Where Poly B Sits in Esquimalt's Housing Mix
Esquimalt's housing stock spans more eras than most Greater Victoria municipalities. The 1940s wartime bungalows around CFB Esquimalt and the older blocks of Saxe Point were built with galvanized steel supply lines, not Poly B — galvanized was the dominant material from the 1940s through the 1960s, and most of those original lines are still in service or have been partially upgraded over the decades. Those homes have their own plumbing problems (corrosion-driven pinhole leaks and reduced flow), but Poly B isn't usually on the list.

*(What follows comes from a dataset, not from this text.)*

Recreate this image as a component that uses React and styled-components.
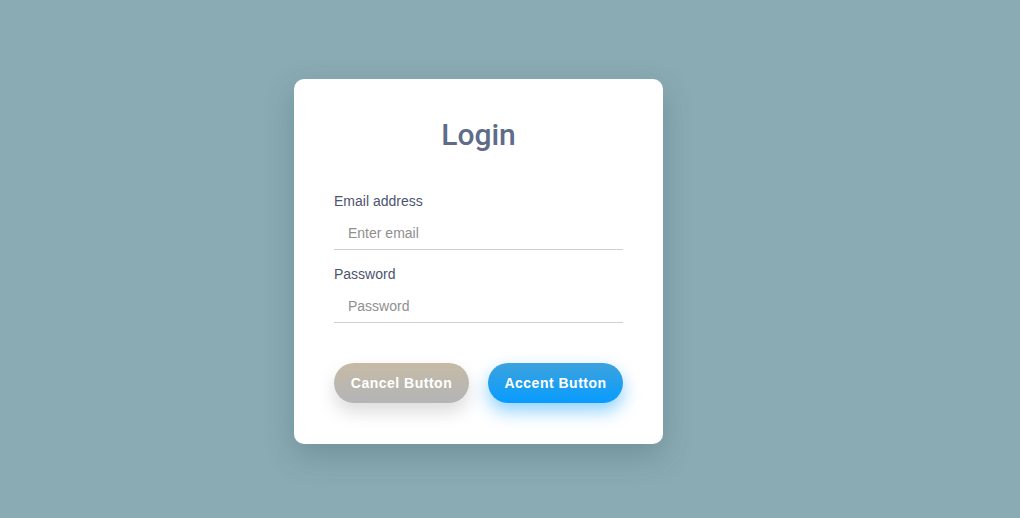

The Poly B era in Esquimalt is the 1980s and early 1990s, and that's when the township saw its wave of townhome construction and infill single-family builds. Esquimalt Village and the residential streets off Esquimalt Road and Head Street picked up dozens of these projects during that window, and many of those homes still have their original Poly B supply lines running inside the walls today. Parts of Gorge Tillicum that saw 1980s-90s infill development have it as well. If you bought a townhouse in Esquimalt that was built between 1985 and 1995, there's a real chance the supply lines are Poly B unless someone has documented otherwise.
Poly B's failure mode is what makes it dangerous: it degrades from the inside out when exposed to chlorinated municipal water. The chlorine attacks the pipe wall, creating micro-cracks that grow over years and eventually lead to slow leaks inside wall cavities — the kind of leaks that cause major water damage before anyone sees a drop. CMHC has more on polybutylene pipe risks.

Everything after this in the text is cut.